A Religious contemporary, The Examiner, in a recent issue, says, "The measure of any propounded system of theology is its capacity to arouse the highest emotions and prompt to the noblest action. The impatience of the common man with theology arises from the fact that so much of it seems useless for the purposes of life. It awakens no emotion. It prompts to no endeavor."

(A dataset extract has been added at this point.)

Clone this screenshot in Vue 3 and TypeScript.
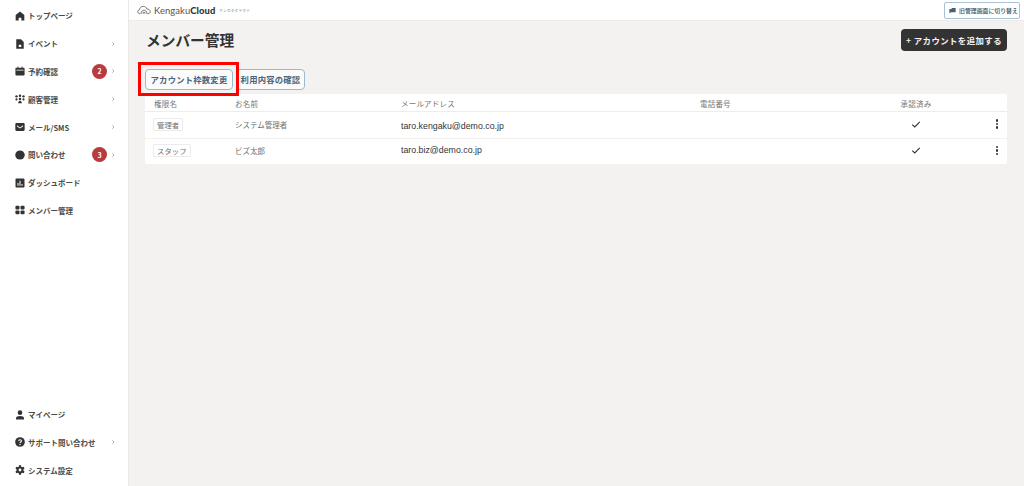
<script setup lang="ts">
interface NavItem { label: string; icon: string; badge?: number; chevron?: boolean }
const topNav: NavItem[] = [
  { label: 'トップページ', icon: 'home' },
  { label: 'イベント', icon: 'doc', chevron: true },
  { label: '予約確認', icon: 'cal', badge: 2, chevron: true },
  { label: '顧客管理', icon: 'people', chevron: true },
  { label: 'メール/SMS', icon: 'mail', chevron: true },
  { label: '問い合わせ', icon: 'chat', badge: 3, chevron: true },
  { label: 'ダッシュボード', icon: 'chart' },
  { label: 'メンバー管理', icon: 'grid' },
]
const bottomNav: NavItem[] = [
  { label: 'マイページ', icon: 'user' },
  { label: 'サポート問い合わせ', icon: 'help', chevron: true },
  { label: 'システム設定', icon: 'gear' },
]
const members = [
  { role: '管理者', name: 'システム管理者', email: 'taro.kengaku@demo.co.jp' },
  { role: 'スタッフ', name: 'ビズ太郎', email: 'taro.biz@demo.co.jp' },
]
</script>

<template>
  <div class="app">
    <aside class="side">
      <nav class="nav">
        <a v-for="n in topNav" :key="n.label" class="item">
          <svg class="ico" viewBox="0 0 12 12">
            <path v-if="n.icon === 'home'" d="M6 .6 11.200 4.800V11.400H7.600V8H4.400v3.400H.8V4.800z" />
            <path v-else-if="n.icon === 'doc'" fill-rule="evenodd" d="M1.500.4h5.700L10.500 3.700v8H1.500zM4.500 7v2.700h3V7z" />
            <path v-else-if="n.icon === 'cal'" fill-rule="evenodd" d="M3 .5h1V2h4V.5h1V2h1.200c.7 0 1.300.5 1.300 1.200v7c0 .8-.6 1.300-1.300 1.300H1.800c-.7 0-1.300-.5-1.300-1.300v-7C.5 2.500 1.100 2 1.800 2H3zM1.700 4.600v.9h8.600v-.9z" />
            <g v-else-if="n.icon === 'people'">
              <circle cx="1.800" cy="2.800" r="1.400" /><circle cx="6" cy="2.200" r="1.500" /><circle cx="10.200" cy="2.800" r="1.400" />
              <circle cx="1.800" cy="6.500" r="1.300" /><circle cx="10.200" cy="6.500" r="1.300" /><circle cx="6" cy="6" r="1.500" />
              <path d="M3.800 11.200c0-2 1-3.100 2.200-3.100s2.200 1.100 2.200 3.100z" />
            </g>
            <path v-else-if="n.icon === 'mail'" fill-rule="evenodd" d="M1.800 1.200h8.400c.8 0 1.400.6 1.400 1.400v6.800c0 .8-.6 1.400-1.400 1.400H1.800c-.8 0-1.400-.6-1.400-1.400V2.600c0-.8.6-1.400 1.400-1.400zM2.400 4l3.600 2.500L9.600 4v1.300L6 7.800 2.400 5.300z" />
            <ellipse v-else-if="n.icon === 'chat'" cx="6" cy="6" rx="5.700" ry="5.400" />
            <path v-else-if="n.icon === 'chart'" fill-rule="evenodd" d="M1.800.6h8.400c.7 0 1.200.5 1.200 1.200v8.400c0 .7-.5 1.200-1.200 1.200H1.800c-.7 0-1.200-.5-1.200-1.200V1.800C.6 1.100 1.100.6 1.800.6zM3 6v3.200h1.200V6zM5.400 3.200v6h1.200v-6zM7.800 7.200v2H9v-2z" />
            <g v-else-if="n.icon === 'grid'">
              <rect x=".5" y=".8" width="4.900" height="4.600" rx="1.300" /><rect x="6.600" y=".8" width="4.900" height="4.600" rx="1.300" />
              <rect x=".5" y="6.600" width="4.900" height="4.600" rx="1.300" /><rect x="6.600" y="6.600" width="4.900" height="4.600" rx="1.300" />
            </g>
          </svg>
          <span class="lbl">{{ n.label }}</span>
          <span v-if="n.badge" class="badge">{{ n.badge }}</span>
          <svg v-if="n.chevron" class="chev" viewBox="0 0 6 8"><path d="M2 1.500 4.500 4 2 6.500" /></svg>
        </a>
      </nav>
      <nav class="nav">
        <a v-for="n in bottomNav" :key="n.label" class="item">
          <svg class="ico" viewBox="0 0 12 12">
            <g v-if="n.icon === 'user'">
              <circle cx="6" cy="3.200" r="2.800" /><path d="M1.200 11.400V9.800C1.200 8.200 3 7.200 6 7.200s4.800 1 4.800 2.600v1.600z" />
            </g>
            <g v-else-if="n.icon === 'help'">
              <circle cx="6" cy="6" r="5.800" />
              <path class="q" d="M4.300 4.700C4.400 3.700 5.100 3.200 6 3.200c1.100 0 1.800.7 1.800 1.500 0 1.200-1.800 1.300-1.800 2.500" />
              <circle class="qd" cx="6" cy="9" r=".8" />
            </g>
            <path v-else fill-rule="evenodd" d="M4.800.3h2.400l.3 1.700 1.200.6 1.600-.6 1.200 2-1.300 1.200v1.600l1.300 1.200-1.200 2-1.600-.6-1.200.6-.3 1.700H4.800l-.3-1.700-1.200-.6-1.600.6-1.200-2 1.300-1.200V5.200L.5 4l1.200-2 1.600.6 1.200-.6zM6 4.300a1.700 1.700 0 1 0 0 3.400 1.700 1.700 0 0 0 0-3.400z" />
          </svg>
          <span class="lbl">{{ n.label }}</span>
          <svg v-if="n.chevron" class="chev" viewBox="0 0 6 8"><path d="M2 1.500 4.500 4 2 6.500" /></svg>
        </a>
      </nav>
    </aside>

    <div class="main">
      <header class="top">
        <div class="logo">
          <svg class="cloud" viewBox="0 0 18 12">
            <path d="M4.500 10.800H3.600C2 10.800 1 9.700 1 8.300 1 7 1.900 6 3.200 5.800 3.500 3.200 5.400 1.300 8 1.300c2.300 0 4.100 1.400 4.700 3.500 2.300-.2 4.300 1.200 4.300 3.300 0 1.600-1.200 2.700-2.800 2.700h-1" />
            <path d="M5.500 10.800V8.300L9 5.800l3.500 2.500v2.500" />
            <path d="M8 10.800V9h2v1.800" />
          </svg>
          <span class="brand">Kengaku<b>Cloud</b></span>
          <span class="kana">ケンガククラウド</span>
        </div>
        <button class="switch">
          <svg viewBox="0 0 10 10"><path d="M.5 9V3h2.800l1-1.500h5.200v6H3z" /></svg>
          <span>旧管理画面に切り替え</span>
        </button>
      </header>

      <main class="content">
        <div class="head">
          <h1>メンバー管理</h1>
          <button class="add">+ アカウントを追加する</button>
        </div>

        <div class="actions">
          <button class="outline first">アカウント枠数変更</button>
          <button class="outline second">利用内容の確認</button>
          <span class="mark"></span>
        </div>

        <div class="table">
          <div class="row hdr">
            <span>権限名</span><span>お名前</span><span>メールアドレス</span><span>電話番号</span><span class="ok">承認済み</span><span></span>
          </div>
          <div v-for="m in members" :key="m.email" class="row body">
            <span><em class="role">{{ m.role }}</em></span>
            <span class="name">{{ m.name }}</span>
            <span class="email">{{ m.email }}</span>
            <span></span>
            <span class="ok check">
              <svg viewBox="0 0 12 10"><path d="M1.500 5.200 4.500 8 10.500 1.800" /></svg>
            </span>
            <span class="kebab"><i></i><i></i><i></i></span>
          </div>
        </div>
      </main>
    </div>
  </div>
</template>

<style>
html, body { margin: 0; padding: 0; }
</style>

<style scoped>
.app {
  display: flex;
  width: 1024px;
  height: 486px;
  overflow: hidden;
  background: #f3f2f1;
  color: #333;
  font-family: "Noto Sans CJK JP", "Noto Sans", sans-serif;
}
.side {
  width: 129px;
  flex: none;
  background: #fff;
  border-right: 1px solid #e9e8e7;
  display: flex;
  flex-direction: column;
  justify-content: space-between;
  padding: 2px 0 2px;
  box-sizing: border-box;
}
.item {
  display: flex;
  align-items: center;
  height: 27.8px;
  padding-left: 15px;
  padding-right: 13px;
  font-size: 7.500px;
  font-weight: 700;
  color: #4a4a4a;
}
.ico { width: 10px; height: 10px; margin-right: 3px; fill: #333; flex: none; }
.q { fill: none; stroke: #fff; stroke-width: 1.300; }
.qd { fill: #fff; }
.lbl { flex: 1; white-space: nowrap; }
.badge {
  width: 15px;
  height: 15px;
  border-radius: 50%;
  background: #b83b3f;
  color: #fff;
  font-size: 7px;
  display: flex;
  align-items: center;
  justify-content: center;
  margin-right: 4px;
}
.chev { width: 4px; height: 6px; fill: none; stroke: #888; stroke-width: 1; flex: none; }

.main { flex: 1; min-width: 0; display: flex; flex-direction: column; }
.top {
  height: 21px;
  box-sizing: border-box;
  background: #fff;
  border-bottom: 1px solid #ecebea;
  display: flex;
  align-items: center;
  justify-content: space-between;
  padding: 0 4px 0 8px;
  flex: none;
}
.logo { display: flex; align-items: center; }
.cloud { width: 14px; height: 10px; fill: none; stroke: #555; stroke-width: 1; margin-right: 3px; }
.brand { font-family: "Lato", sans-serif; font-size: 9.400px; color: #555; letter-spacing: .1px; }
.brand b { color: #333; font-weight: 900; }
.kana { font-size: 3.400px; color: #666; margin-left: 4px; letter-spacing: .5px; }
.switch {
  display: flex;
  align-items: center;
  gap: 3px;
  height: 17px;
  width: 76px;
  padding: 0 0 0 4px;
  background: #fff;
  border: 1px solid #a9c3d4;
  border-radius: 2px;
  font-family: inherit;
  font-size: 5.900px;
  font-weight: 500;
  color: #3d4c58;
  white-space: nowrap;
  box-sizing: border-box;
}
.switch svg { width: 7px; height: 7px; fill: #44617a; flex: none; }

.content { padding: 0 17px 0 16px; flex: 1; }
.head {
  display: flex;
  justify-content: space-between;
  align-items: center;
  height: 38px;
}
h1 {
  margin: 0;
  font-size: 14.700px;
  font-weight: 700;
  color: #333;
  line-height: 38px;
  padding-left: 1px;
}
.add {
  width: 106px;
  height: 22px;
  border: none;
  border-radius: 4px;
  background: #333;
  color: #f4f4f4;
  font-family: inherit;
  font-size: 8.400px;
  font-weight: 700;
  letter-spacing: .45px;
  padding: 0;
}
.actions {
  position: relative;
  display: flex;
  gap: 3px;
  margin-top: 10px;
  height: 21px;
}
.outline {
  height: 21px;
  background: #fbfbfb;
  border: 1px solid #9db8c9;
  border-radius: 4px;
  font-family: inherit;
  font-size: 8.300px;
  font-weight: 700;
  color: #4c6478;
  letter-spacing: .25px;
  padding: 0 0 1px;
  box-sizing: border-box;
}
.first { width: 88px; }
.second { width: 69px; }
.mark {
  position: absolute;
  left: -7px;
  top: -7px;
  width: 101px;
  height: 34px;
  border: 3px solid #f00;
  box-sizing: border-box;
}
.table {
  margin-top: 4px;
  background: #fff;
  border-radius: 2px;
}
.row {
  display: grid;
  grid-template-columns: 81px 166px 299px 200px 1fr 23px;
  padding-left: 9px;
  align-items: center;
}
.hdr {
  height: 18px;
  padding-top: 1px;
  font-size: 7.500px;
  color: #777;
  letter-spacing: .2px;
  border-bottom: 1px solid #eeedec;
  box-sizing: border-box;
}
.body {
  height: 26px;
  padding-bottom: 2px;
  box-sizing: border-box;
  font-size: 7.500px;
  color: #707070;
}
.body + .body { border-top: 1px solid #f2f1f0; }
.ok { width: 32px; text-align: center; white-space: nowrap; }
.role {
  display: inline-block;
  font-style: normal;
  font-size: 7.400px;
  line-height: 11px;
  padding: 0 3px;
  margin-left: -1px;
  color: #707070;
  border: 1px solid #eceaea;
  border-radius: 2px;
}
.email {
  font-family: "Liberation Sans", sans-serif;
  font-size: 8.800px;
  color: #333;
  margin-top: 4px;
}
.body + .body .email { margin-top: -2px; }
.check { display: flex; justify-content: center; }
.check svg { width: 10px; height: 9px; fill: none; stroke: #333; stroke-width: 1.300; }
.kebab {
  display: flex;
  flex-direction: column;
  align-items: center;
  gap: 1.200px;
  width: 6px;
  justify-self: center;
  margin-left: 3px;
}
.kebab i { width: 2.400px; height: 2.400px; border-radius: 50%; background: #333; }
</style>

There is a great deal of truth in this statement, and the writer of it might have specified many instances wherein modern theology is "useless for the purposes of life." Jesus said, "Heal the sick;" theology says, Be reconciled to your affliction; it is God's will. Jesus raised the dead; theology teaches that God is the author of death. Paul, "an apostle of Jesus Christ through the will of God," called death an enemy; theology teaches that death is the friend through whose good offices men are ushered into paradise. Theology leaves mankind to depend upon material remedies for relief from sickness: James, "a servant of God and of the Lord Jesus Christ," said, "Is any sick among you? let him call for the elders of the church and the prayer of faith shall save the sick, and the Lord shall raise him up."
Is it surprising that the theology which ignores this healing gospel, or declares that it has been obsolete for almost nineteen hundred years, should arouse "the impatience of the common man," and that it should seem to him "useless for the purposes of life"?